Ask any of my children and they'll tell you that I ALWAYS tell them that dreading a task only makes it harder to get it done.  And, being a (reasonably) good mother, I constantly remind them not to procrastinate.  So why is it that all I keep doing is eyeing the stack of schoolwork sitting on top of the school cart, beside the computer table - you know, as opposed to actually picking it all up and going over it?  Well, part of it is that I've been fairly busy the past several days, so it has gotten backed up into a pretty impressive pile (I hear echos of myself, telling the girls not to put things off - it only makes the job worse), and part of it is that when I did have a few minutes yesterday, I procrastinated. 
Ugghhh!!  It sure is easier to give advice, than it is to live it out.  There's a lesson in there somewhere - something along the lines of only taking advice from people who actually exhibit the things in their life that they're trying to relate to you.  Just don't tell the girls I said that until the school cart is cleaned off!
I'm going, I'm going.

Tuesday, December 8, 2009


It was milk day, so guess what happened - again. 
Yep, you guessed it, it rained.
Not that I don't appreciate rain.  We had quite a run of dry years there for awhile, so I should just hush up about the whole thing, but...Really?  Rain every other Tuesday in SC?  Maybe I should I should move my pick up day.

Maybe I'll find something better to blog about after the van dries out.  I'll give it a try after I excavate the mud from the floormats.

Friday, December 4, 2009

I'm getting Superman to set up my tree.

Yep, that's right.  Superman will set up my Christmas tree.  Seem a little wierd?  It's really simple.  Last year I bought this adorable christmas tree stand that is a little sleigh with a section in the middle to set the tree in.  It's entirely too cute, but it turns out that it is a bit of a pain to actually put a tree into.  I will add here that the tree we had last year had some knobby areas around the base that made our job a little more difficult as well.  Anyway, the girls and I struggled valiently last year to put the tree up.  It kept leaning first this way, and then that way.  We did our best to rework the screws that hold it up, twisting the tree around, and proping it in different ways.  We even took it all the way down and put it back up again.  By this time, the base was looking a little worse for wear, and I was ready to pitch the whole thing  getting just a bit frustrated.  Then dear hubby came to the rescue and suggested we put rocks in the base to help stabilize the tree.  I had just the thing - glass fish bowl beads.  Our last fish had died a month or two before, so we had a bunch out in the garage.  They worked like a charm, and on our third attempt, the tree went up without a hitch.
Now, where does Superman fit into all this, you might ask.  Well....add one smart aleck teenage boy into this mix and it might all make sense.  You see, when one of the girls was relating the story to a friend at church, he thought it was rather amusing that it should take the three of us that many attempts to get the tree up.  After he shared his opinion on the situation, I demanded sweetly asked him to come set up our tree the next year.  Actually, my response was something along the lines of, "Okay superman, if you think it's that easy, YOU will put up our tree next year".  I reminded him of this just the other day.  He doesn't seem to have much of a problem with it, but there is a part of me that REALLY wants to buy the biggest tree we have ever had, sit down on the sofa, and watch him have at it.

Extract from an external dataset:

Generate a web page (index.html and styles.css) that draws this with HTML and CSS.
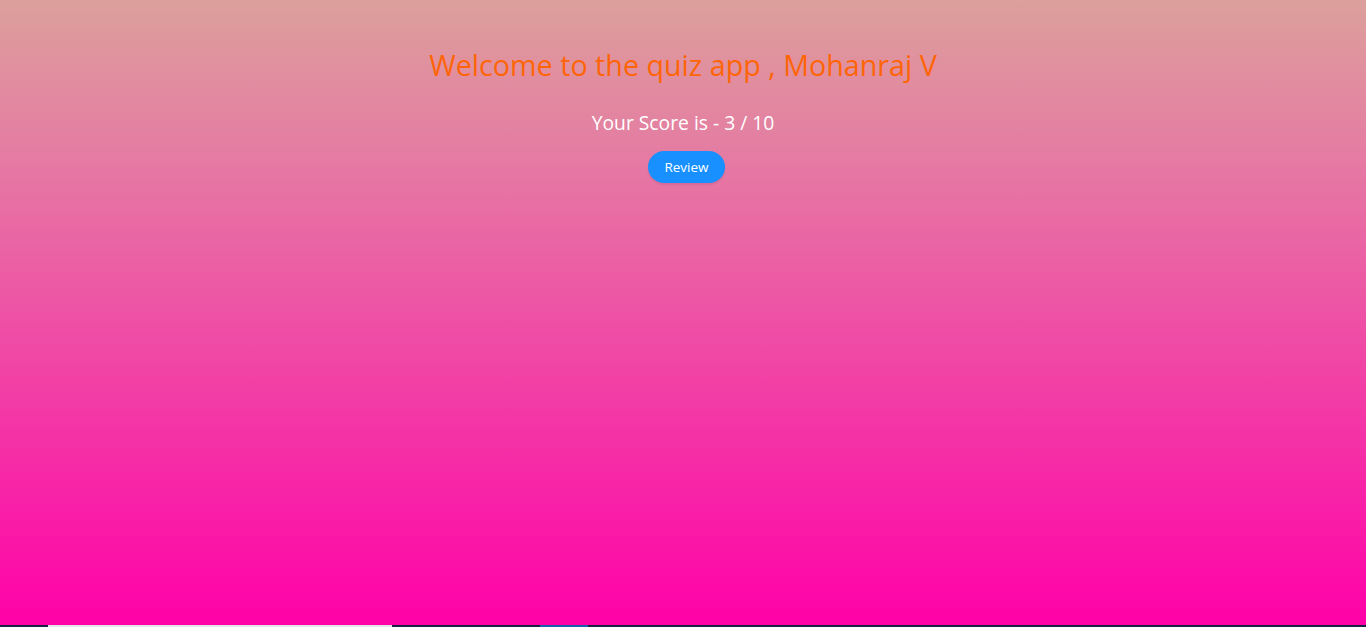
FILE: index.html
```html
<!DOCTYPE html>
<html lang="en">
<head>
<meta charset="utf-8">
<title>Quiz App</title>
<link rel="stylesheet" href="styles.css">
</head>
<body>
<div class="page">
  <main class="content">
    <h1 class="title">Welcome to the quiz app , Mohanraj V</h1>
    <p class="score">Your Score is - 3 / 10</p>
    <button class="review">Review</button>
  </main>
  <div class="strip">
    <span class="seg dark s1"></span>
    <span class="seg light s2"></span>
    <span class="seg dark s3"></span>
    <span class="seg blue s4"></span>
    <span class="seg dark s5"></span>
  </div>
</div>
</body>
</html>
```
FILE: styles.css
```css
html, body {
  margin: 0;
  padding: 0;
  height: 100%;
}
body {
  font-family: "Open Sans", "Noto Sans", sans-serif;
}
.page {
  height: 627px;
  display: flex;
  flex-direction: column;
  background: linear-gradient(to bottom, #dca09b 0%, #e57ba3 25%, #ff00a8 100%);
}
.content {
  flex: 1;
  display: flex;
  flex-direction: column;
  align-items: center;
  padding-top: 45px;
}
.title {
  margin: 0;
  font-size: 28.7px;
  font-weight: 400;
  color: #ff6407;
  line-height: 39px;
}
.score {
  margin: 26px 0 0;
  font-size: 19.3px;
  color: #ffffff;
  line-height: 26px;
}
.review {
  margin-top: 15px;
  margin-left: 7px;
  width: 77px;
  height: 32px;
  border: none;
  border-radius: 16px;
  background: #1890ff;
  color: #fff;
  font-family: inherit;
  font-size: 13.5px;
  padding: 0;
  box-shadow: 0 2px 2px rgba(0,0,0,0.08);
}
.strip {
  height: 2px;
  display: flex;
}
.seg { height: 2px; }
.dark { background: #1a2440; }
.light { background: #e8e4ec; }
.blue { background: #1a5fa8; }
.s1 { width: 48px; }
.s2 { width: 344px; }
.s3 { width: 148px; }
.s4 { width: 48px; }
.s5 { flex: 1; }
```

Wednesday, December 2, 2009


It's been pretty exciting here today.

Late this afternoon, while on the phone with one of the ladies that orders milk with us, we lost power.  Since the sun was on it's way down, it was pretty dark in the upstairs hallway and in the stairway.  The power was blinking off an on, some of the girls were hollering "I can't see!", and I was trying to yell over everyone to the older girls to turn the AC/Heat pump controllers off, while running through the house to get to the breaker box in the garage.  You see, we've had electric panels in AC units fry when that has happened before - I don't want a repeat.  After the power blinked off the last time, the girls lit every candle we had, and we sat around and discussed what we were going to do about supper.  When we talked about possibly going out, hubby tried to pick on us by telling us we were trapped since the van was in the garage and the door was down.  We had to let him in on the fact that we are well acquainted  with how to disengage the automatic opener so that it can be opened manually.   Enough of us were talking at the same time, that he never got around to asking us why we knew that.  We ended up deciding to have pizza delivered.  When I called in to ask about their menu, the very nice lady on the other end suggested (midway through) that I could look it all up online - Nope, sorry, no power = no internet.  We were both laughing before I hung up.

The next little bit of excitment may not be all that exciting for anyone else, but it was for me.  We are putting in our first co-op order for grain, and other organic food.  Yay!!!  I've wanted to do this kind of thing for so long, but I guess no one else in this county is interested in eating well - okay, so maybe that's a bit of a stretch, but it has sure seemed like it every time I've tried to find out about co-oping.  I go to church in a different county, and one of the ladies there does co-ops, so I have my first opportunity to get a decent deal on grain.  I wanted to order all kinds of things, but I tried to be good, and not order a bunch of stuff that I can't put in the cabinets.  I'll try to start getting some buckets, or other containers that will hold big quantities of things like beans and rice, but it will take time to do it all.  Plus, I could just see hubby looking at, oh, 100lbs of rice, or something, and going berserk.  I did order a total of 100lbs of grain, but he's seen fairly nice size quantities of that before, and right now he's just tickled that he's not having to pay more for shipping than the grain costs per pound.

Now I can go plan on some baking for this week - no more rationing my grain, since my order will be in soon.  Yay!!!